Misi Balitbang Diklat Terkini: Lahirkan Standarisasi Layanan Keagamaan
Jakarta (Balitbang Diklat)--- Balitbang Diklat akan mengkaji terkait standarisasi layanan keagamaan. Hal tersebut berangkat dari tugas dan fungsi (tusi) Kementerian Agama yang meliputi dua bidang, yakni pendidikan dan agama.
Kepala Badan Litbang dan Diklat Suyitno mengatakan baru tusi pendidikan yang memiliki standarisasi, sementara tusi layanan keagamaan belum ada standarnya. “Misi Balitbang Diklat adalah melahirkan standarisasi layananan keagamaan,” ungkapnya saat memberikan arahan pada FGD Penyusunan/Pengukuran Standarisasi dan Monetisasi Program Berdampak Tahun 2024.
“Kemenag menaungi mulai dari pendidikan formal, bahkan hingga pendidikan non formal seperti pondok pesantren. Standar dalam pendidikan sangat jelas karena berdasar pada UU No. 20 Tahun 2003 tentang Sistem Pendidikan Nasional, UU No. 12 Tahun 2012 tentang Pendidikan Tinggi, dan UU No. 18 Tahun 2019 tentang Pesantren,” ujarnya di Jakarta, Selasa (7/5/2024).
Menurut Suyitno, terdapat delapan standar dalam penilaian pendidikan berdasarkan regulasi tersebut. Sehingga jika ada bantuan dana dari Bappenas sudah memiliki standar yang jelas.
“Ada proses input, output, dan outcome berdasarkan standar yang telah ditetapkan tersebut,” katanya dalam forum yang diinisiasi Puslitbang Lektur, Khazanah Keagamaan, dan Manajemen Organisasi tersebut.
Di sisi lain, lanjut Suyitno, dalam konteks pelayanan keagamaan belum ada standar. Jika dirunut, maka pelayanan keagamaan ada di unit Bimbingan Masyarakat (Bimas).

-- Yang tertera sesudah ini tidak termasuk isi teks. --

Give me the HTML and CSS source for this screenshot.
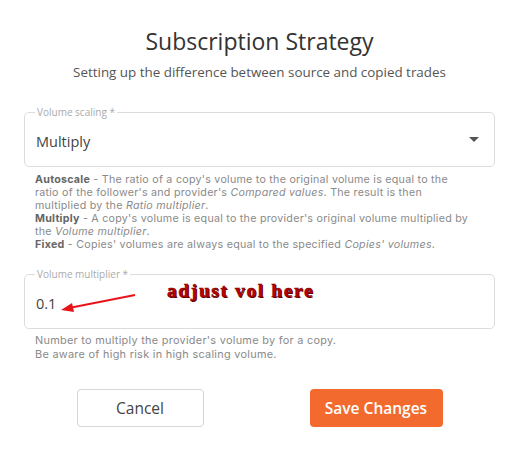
FILE: index.html
```html
<!DOCTYPE html>
<html>
<head>
<meta charset="utf-8">
<link rel="stylesheet" href="styles.css">
</head>
<body>
<div class="modal">
  <h1 class="title">Subscription Strategy</h1>
  <p class="subtitle">Setting up the difference between source and copied trades</p>

  <fieldset class="field">
    <legend class="field-label">Volume scaling *</legend>
    <div class="field-row">
      <span class="field-value">Multiply</span>
      <span class="caret"></span>
    </div>
  </fieldset>
  <p class="help">
    <b>Autoscale</b> - The ratio of a copy's volume to the original volume is equal to the<br>
    ratio of the follower's and provider's <i>Compared values</i>. The result is then<br>
    multiplied by the <i>Ratio multiplier</i>.<br>
    <b>Multiply</b> - A copy's volume is equal to the provider's original volume multiplied by<br>
    the <i>Volume multiplier</i>.<br>
    <b>Fixed</b> - Copies' volumes are always equal to the specified <i>Copies' volumes</i>.
  </p>

  <fieldset class="field field-multiplier">
    <legend class="field-label">Volume multiplier *</legend>
    <div class="field-row">
      <span class="field-value">0.1</span>
    </div>
    <svg class="arrow" width="80" height="20" viewBox="0 0 80 20">
      <line x1="76" y1="2" x2="10" y2="15" stroke="#e8141a" stroke-width="2"/>
      <polygon points="2,17 13,10 15,19" fill="#e8141a"/>
    </svg>
    <span class="note">adjust vol here</span>
  </fieldset>
  <p class="help help-2">
    Number to multiply the provider's volume by for a copy.<br>
    Be aware of high risk in high scaling volume.
  </p>

  <div class="actions">
    <button class="btn btn-cancel">Cancel</button>
    <button class="btn btn-save">Save Changes</button>
  </div>
</div>
</body>
</html>
```

FILE: styles.css
```css
html, body {
  margin: 0;
  padding: 0;
  background: #fff;
}

body {
  font-family: "Open Sans", "Noto Sans", sans-serif;
  color: #333;
}

.modal {
  width: 519px;
  height: 451px;
  box-sizing: border-box;
  padding: 26px 24px 0 24px;
  display: flex;
  flex-direction: column;
}

.title {
  margin: 0;
  font-size: 23px;
  line-height: 30px;
  font-weight: 400;
  text-align: center;
  color: #333;
}

.subtitle {
  margin: 8px 0 0 0;
  font-size: 13.4px;
  line-height: 16px;
  text-align: center;
  color: #555;
}

.field {
  margin: 26px 0 0 0;
  padding: 0 11px;
  border: 1px solid #dcdcdc;
  border-radius: 5px;
  height: 61px;
  box-sizing: border-box;
  position: relative;
}

.field-label {
  font-size: 10px;
  line-height: 12px;
  color: #aaa;
  padding: 0 2px;
  margin-left: -1px;
}

.field-row {
  display: flex;
  align-items: center;
  justify-content: space-between;
  height: 40px;
  padding-top: 6px;
  box-sizing: border-box;
}

.field-value {
  font-size: 14.5px;
  color: #444;
}

.caret {
  width: 0;
  height: 0;
  border-left: 5px solid transparent;
  border-right: 5px solid transparent;
  border-top: 5px solid #555;
  margin-right: 4px;
  margin-top: -3px;
}

.help {
  margin: 6px 0 0 11px;
  font-family: Inter, "Open Sans", sans-serif;
  font-size: 10.7px;
  line-height: 13px;
  letter-spacing: 0.25px;
  color: #8a8a8a;
}

.help b {
  color: #666;
  font-weight: 700;
}

.help i {
  font-style: italic;
}

.field-multiplier {
  margin-top: 17px;
}

.arrow {
  position: absolute;
  left: 34px;
  top: 13px;
}

.note {
  position: absolute;
  left: 142px;
  top: 0;
  font-family: "Liberation Serif", serif;
  font-weight: 700;
  font-size: 19.5px;
  letter-spacing: 1.6px;
  color: #c00000;
  -webkit-text-stroke: 0.5px #7a0000;
  text-shadow: 1px 1px 0 #5a0000;
}

.help-2 {
  margin-top: 4px;
  font-size: 10.9px;
  line-height: 14px;
  letter-spacing: 0.28px;
}

.actions {
  display: flex;
  justify-content: center;
  gap: 106px;
  margin-top: 28px;
}

.btn {
  height: 38px;
  border-radius: 4px;
  font-family: "Open Sans", "Noto Sans", sans-serif;
  font-size: 15.5px;
  cursor: pointer;
}

.btn-cancel {
  width: 127px;
  background: #fff;
  border: 1px solid #d6d6d6;
  color: #444;
}

.btn-save {
  width: 133px;
  background: #f26a2d;
  border: none;
  color: #fff;
  font-weight: 600;
}
```
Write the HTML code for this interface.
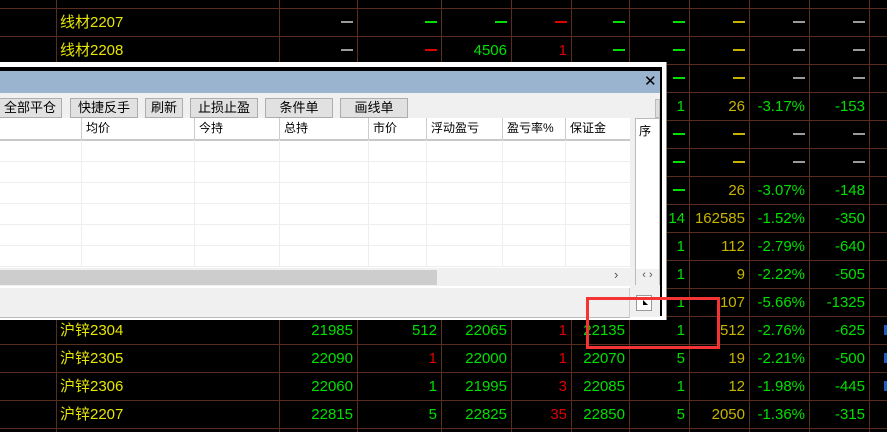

“Anggaran pada unit tersebut terkesan seadanya karena belum memiliki standar. Kemenag belum memiliki standar layanan bidang keagamaan, sehingga Balitbang Diklat ingin membuat konsep yang ideal terkait hal tersebut,” tuturnya.
“Jadi kita akan melahirkan standar layanan keagamaan di bidang kebimasan dengan berbagai turunannya. Selain itu, Balitbang Diklat juga akan merancang standar layanan halal, maupun standar layanan haji,” imbuhnya.
Maka, lanjut Kaban, untuk mewujudkan standarisasi tersebut, Balitbang Diklat perlu mengkaji seluruh program yang ada di unit eselon I Kemenag. Bentuknya berupa policy brief melalui studi dokumen yang membedah Renstra hingga DIPA.
“Kelak, yang akan menjadi kerangka teori paling utama adalah Renstra Kemenag. Hasil dari proses ini akan melahirkan sebuah analisis makro, hingga rekomendasi berupa policy brief,” tandasnya.
Kaban berharap, desain policy brief tersebut menjadi dasar pertimbangan PMA yang mengatur standar layanan keagamaan.